Guille examina una de las paredes de la casa: «¿Quién dice que esto es debil? Que trate de sacarla». Él llegó con el papel; pero cuando empezó a apilar las piezas, le señalaron el cielo. «Viene agua», le avisaron. Guille miró los nubarrones y les dijo: «No hay problemas». Bajo un aguacero, que intentó inundar al pueblo, Mary, su esposo y un vecino fueron transportando las tablas.

«Eso fue histórico —cuenta Guille—, pero donde nos “banqueteamos” fue con la casa de un amigo: Osvaldo Suárez». La derribaron para hacerla de muros y placa de hormigón, y de sus restos el matrimonio consiguió las piezas que necesitaban.

Pero mientras se hacían las recogidas, las partes dañadas eran sustituidas en la casa. Tony, un vecino con las habilidades de plomero, carpintero y albañil, trabajaba junto con ellos en la remodelación de la vivienda. Llegaba temprano, se comía un plato de revoltillo de huevos y no paraba hasta la hora del almuerzo. Después de una pausa, se reiniciaban los trabajos hasta el atardecer.

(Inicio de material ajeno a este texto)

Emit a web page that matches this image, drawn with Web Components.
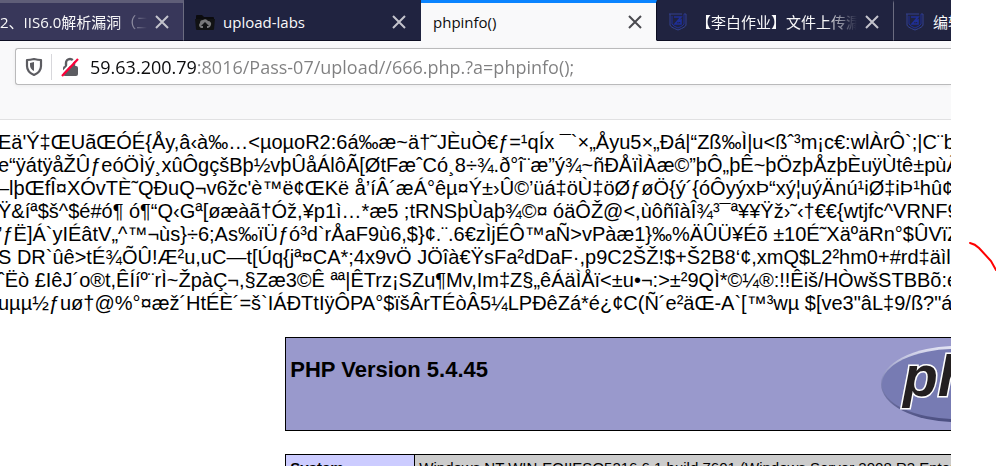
<!DOCTYPE html>
<html lang="en">
<head>
<meta charset="utf-8">
<title>phpinfo()</title>
<style>
  html, body { height: 100%; margin: 0; }
  body { background: #fff; overflow: hidden; font-family: "Liberation Sans", Arial, sans-serif; }
</style>
</head>
<body>
<app-shot></app-shot>

<script>
// small helper, every element clones its own template
const make = (html) => {
  const t = document.createElement('template');
  t.innerHTML = html;
  return t;
};

const define = (name, html) => {
  const tpl = make(html);
  customElements.define(name, class extends HTMLElement {
    constructor() {
      super();
      this.attachShadow({ mode: 'open' }).append(tpl.content.cloneNode(true));
    }
  });
};

// ===== Tab =====
define('browser-tab', /*html*/`
  <style>
    :host {
      flex: 0 0 237px; box-sizing: border-box;
      display: flex; align-items: center; gap: 8px;
      padding: 0 14px 0 11px;
      border-top: 3px solid transparent;
      border-right: 1px solid #6b6c80;
      border-bottom: 1px solid #0d0e22;
      color: #f9f9fa; --x: #c3c3cc;
      overflow: hidden;
    }
    :host([cut]) { flex-basis: 184px; padding-left: 0; background: #38375a; border-top-color: #5f5e78; }
    :host([plain]) { border-right-color: #202340; }
    :host([active]) {
      flex-basis: 236px;
      background: #f9f9fa; color: #0c0c0d; --x: #4a4a4f;
      border-color: #0a84ff #0d0e22 #f9f9fa; padding-left: 12px;
    }
    .title {
      flex: 1; min-width: 0; overflow: hidden; white-space: nowrap; line-height: 24px;
    }
    :host([fade]) .title {
      -webkit-mask-image: linear-gradient(to left, transparent, #000 32px);
      mask-image: linear-gradient(to left, transparent, #000 32px);
    }
    button { border: 0; padding: 0; background: none; width: 14px; height: 14px; display: flex; }
    svg { stroke: var(--x); stroke-width: 2; fill: none; }
  </style>
  <slot name="icon"></slot>
  <span class="title"><slot></slot></span>
  <button aria-label="Close tab">
    <svg width="14" height="14" viewBox="0 0 14 14"><path d="M1 1l12 12M13 1L1 13"/></svg>
  </button>
`);

// ===== Favicons =====
define('icon-folder', /*html*/`
  <style>:host { display: flex; flex: none; width: 20px; }</style>
  <svg width="20" height="18" viewBox="0 0 20 18">
    <path d="M1 3q0-1 1-1h5l2 2h9q1 0 1 1v2H1z" fill="#0b0b0e"/>
    <path d="M0 6h20l-1 10q0 1-1 1H2q-1 0-1-1z" fill="#111214"/>
    <path d="M6 15a3 3 0 0 1-1-5 3 3 0 0 1 3-3q3-2 5 1a3 3 0 0 1 3 4q-1 3-3 3z" fill="#77777a"/>
    <path d="M10 9l4 4h-2v4H8v-4H6z" fill="#111214"/>
  </svg>
`);

define('icon-shield', /*html*/`
  <style>:host { display: flex; flex: none; width: 20px; justify-content: center; }</style>
  <svg width="18" height="18" viewBox="0 0 18 18" fill="none" stroke="#1f2f96">
    <path d="M0 1h13M1 1v11q0 2 8 5 8-3 8-5V1h-2" stroke-width="1" stroke="#33418f"/>
    <path d="M3 3v8q1 2 6 4 5-2 6-4V1" stroke-width="1"/>
    <path d="M5 4h7L6 11h6V7L9 9" stroke-width="1.6"/>
  </svg>
`);

// ===== Address bar =====
define('address-bar', /*html*/`
  <style>
    :host {
      display: block; padding: 7px 0 34px 15px;
      background: #f9f9fa; border-bottom: 1px solid #e1e1e2;
    }
    .box {
      display: flex; align-items: center; box-sizing: border-box; height: 37px;
      background: #fff; border: 1px solid #bababb; border-right: 0;
      border-radius: 3px 0 0 3px; box-shadow: 0 1px 4px rgba(0, 0, 0, .06);
      padding-left: 9px;
    }
    .sep { width: 1px; height: 26px; background: #d7d7db; margin: 0 9px 0 8px; }
    .lock { margin-right: 11px; }
    input {
      flex: 1; min-width: 0; border: 0; padding: 0; outline: 0; height: 30px;
      font: 18px/30px "Open Sans", "Noto Sans", sans-serif;
      /* host part dark, the rest grey */
      color: transparent;
      background: linear-gradient(to right, #0c0c0d 107px, #7f7f80 107px);
      -webkit-background-clip: text; background-clip: text;
    }
  </style>
  <div class="box">
    <svg width="18" height="20" viewBox="0 0 18 20" fill="none" stroke="#5c5c61">
      <path d="M9 2Q5 3 2 3v6q0 6 7 9 7-3 7-9V3q-3 0-7-1z" stroke-width="2.2" stroke-linejoin="round"/>
      <path d="M9 5v9q-4-2-4-6V6z" fill="#5c5c61" stroke="none"/>
    </svg>
    <span class="sep"></span>
    <svg class="lock" width="18" height="20" viewBox="0 0 18 20" fill="none">
      <rect x="2" y="9" width="15" height="10" rx="2" fill="#5c5c61"/>
      <path d="M5 10V6a4 4 0 0 1 8 0v4" stroke="#5c5c61" stroke-width="2.4"/>
      <path d="M0 17L16 0" stroke="#fff" stroke-width="2"/>
      <path d="M1 19L17 2" stroke="#ff0039" stroke-width="2.2"/>
    </svg>
    <input type="text" aria-label="Address" spellcheck="false" value="59.63.200.79:8016/Pass-07/upload//666.php.?a=phpinfo();">
  </div>
`);

// ===== Raw bytes printed before the phpinfo output =====
define('raw-line', /*html*/`
  <style>
    :host { display: block; white-space: nowrap; font-size: 20px; line-height: 23px; color: #000; }
  </style>
  <slot></slot>
`);

// ===== phpinfo tables =====
define('php-logo', /*html*/`
  <style>:host, svg { display: block; }</style>
  <svg width="150" height="84" viewBox="0 0 150 84">
    <defs>
      <linearGradient id="rim" x1="0" y1="0" x2="0" y2="1">
        <stop offset="0" stop-color="#e4e5f4"/><stop offset=".45" stop-color="#8488b8"/><stop offset="1" stop-color="#4b4e80"/>
      </linearGradient>
    </defs>
    <ellipse cx="75" cy="42" rx="74" ry="38" fill="url(#rim)"/>
    <ellipse cx="75" cy="42" rx="73" ry="35" fill="#777bb3"/>
    <text x="23" y="54" font-family="Liberation Sans, Arial, sans-serif" font-size="57" font-weight="bold"
      font-style="italic" fill="#231f20" stroke="#fff" stroke-width="3" paint-order="stroke">php</text>
  </svg>
`);

define('php-info', /*html*/`
  <style>
    :host { display: block; width: 750px; color: #000; }
    table { width: 100%; border-collapse: collapse; margin: 0 0 23px; }
    td, th { border: 1px solid #000; text-align: left; vertical-align: baseline; font-size: 15px; line-height: 17px; padding: 4px; }
    .head td { background: #9999cc; }
    .row { display: flex; justify-content: space-between; }
    h1 { margin: 15px 0 0; font-size: 22px; line-height: 26px; }
    th { width: 120px; background: #ccccff; }
    .v { background: #ccc; white-space: nowrap; }
  </style>
  <table class="head"><tr><td><div class="row"><h1>PHP Version 5.4.45</h1><php-logo></php-logo></div></td></tr></table>
  <table><tr><th>System</th><td class="v">Windows NT WIN-EQIIESQ5216 6.1 build 7601 (Windows Server 2008 R2 Enterprise</td></tr></table>
`);

// ===== Whole window =====
define('app-shot', /*html*/`
  <style>
    :host { display: grid; grid-template-columns: minmax(0, 1fr) 45px; height: 100vh; overflow: hidden; }
    main { overflow: hidden; min-width: 0; }
    nav {
      display: flex; height: 41px; overflow: hidden; background: #202340;
      font: 15px "Open Sans", "Noto Sans CJK SC", sans-serif;
    }
    .raw { padding: 11px 0 22px; margin-left: -2px; }
    php-info { margin-left: 30%; }
    aside svg { display: block; }
  </style>
  <main>
    <nav>
      <browser-tab cut fade>2、IIS6.0解析漏洞（二）</browser-tab>
      <browser-tab plain><icon-folder slot="icon"></icon-folder>upload-labs</browser-tab>
      <browser-tab active>phpinfo()</browser-tab>
      <browser-tab fade><icon-shield slot="icon"></icon-shield>【李白作业】文件上传漏洞</browser-tab>
      <browser-tab><icon-shield slot="icon"></icon-shield>编辑</browser-tab>
    </nav>
    <address-bar></address-bar>
    <div class="raw">
      <raw-line>Eä'Ý‡ŒUãŒÓÉ{Åy,â‹à‰…&lt;µoµoR2:6á‰æ~ä†˜JÈuÒ€ƒ=¹qÍx ¯\`×„Åyu5×„Ðá|“Zß‰Ì|u&lt;ßˆ³m¡c€:wlÀrÔ\`;|C¨b</raw-line>
      <raw-line>e“ÿátÿåŽÛƒeóÖÌý¸xûÔgçšBþ½vþÛåÁlôÃ[ØtFæˆCó¸8÷¾.ð°î¨æ”ý¾~ñÐÅïÌÀæ©”þÔ„þÊ~þÖzþÅzþÈuÿÙtê±pùÂ</raw-line>
      <raw-line>–lþŒfÎ¤XÓvTÈ˜QÐuQ¬v6žc'è™ë¢ŒKë å’íÂ´æÁ°êµ¤Ý±›Û©’üá‡öÙ‡öØƒøÖ{ý´{óÔyýxÞ“xý¦uýÄnú¹iØ‡iÞ¹hû¢g</raw-line>
      <raw-line>Ÿ&amp;íª$š^$é#ó¶ ó¶“Q‹Gª[øæàã†Óž,¥p1ì…*æ5 ;tRNSþÙaþ¾©¤ óäÔŽ@&lt;,ùôñîàÎ¾³¯ª¥¥Ÿž›˜‹†€€{wtjfc^VRNF9</raw-line>
      <raw-line>’ƒË]Á\`yIÉâtV„^™¬ùs}÷6;As‰ïÜƒó³d\`rÅaF9ù6,$}¢.¨.6€zÌjÉÔ™aÑ&gt;vPàæ1}‰%ÄÛÜ¥Éõ ±10É˜XäºäRn°$ÛVïZ</raw-line>
      <raw-line>S DR\`ûê&gt;tÉ¾ÕÛ!Æ²u,uC—t[Úq{jª¤CA*;4x9vÖ JÖîà€ŸsFa²dDaF·,p9C2ŠŽ!$+Š2B8‘¢,xmQ$L2²hm0+#rd‡äìl</raw-line>
      <raw-line>ˆËò £IêJ´o®t,ÊÍíº¨rÌ~ŽpàÇ¬,§Zæ3©Ê ªª|ÊTrz¡SZu¶Mv,Im‡Z§„êÁäÌÅï&lt;±u•¬:&gt;±²9QÌ*©¼®:!!Êiš/HÒwšSTBBõ:e</raw-line>
      <raw-line>uµµ½ƒuø†@%°¤æž´HtÉÈ´=š\`IÁÐTtIÿÔPA°$ïšÂrTÉòÂ5¼LPÐêZá*é¿¢C(Ñ´e²äŒ-A\`[™³wµ $[ve3"âL‡9/ß?"á</raw-line>
    </div>
    <php-info></php-info>
  </main>
  <aside>
    <!-- red pen stroke in the margin -->
    <svg width="45" height="280" viewBox="0 0 45 280" fill="none" stroke="#f00" stroke-width="2" stroke-linecap="round">
      <path d="M19 243Q24 244 28 248L40 261 45 270"/>
    </svg>
  </aside>
`);
</script>
</body>
</html>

Sin embargo, quedaba un último detalle: la pintura. Uno de los secretos para mantener con vida un bungalow de batey es pintarlo todos los años. Mary y Guille lo sabían. Hacía años que la casa no se pintaba; y si no se le daba brocha, todo el trabajo sería en vano. A la primera mano, el matrimonio se miró asombrado. La madera se había quedado como mismo estaba.

Finalmente, tuvieron que dar cinco viajes a La Habana, para traer la pintura necesaria y dar las dos manos restantes. Cuando terminaron la casa, la recorrieron en silencio. Y allí estaba. Se les apareció nueva y reluciente, sin una gotera, sin una carcoma y como mismo había llegado a este mundo en el lejano año de 1919. A LA ESPERA DE UN PREMIO

En el 2007 la Dirección Provincial de Patrimonio nominó la casa de Mary y Guille al Premio Nacional de Conservación y Restauración. No obtuvo el lauro, que recibió la Casa Museo Ernest Hemingway en Finca Vigía, en la categoría de Conservación; pero la nominación la tienen en una pared llena de cuadros y reconocimientos recibidos por la familia.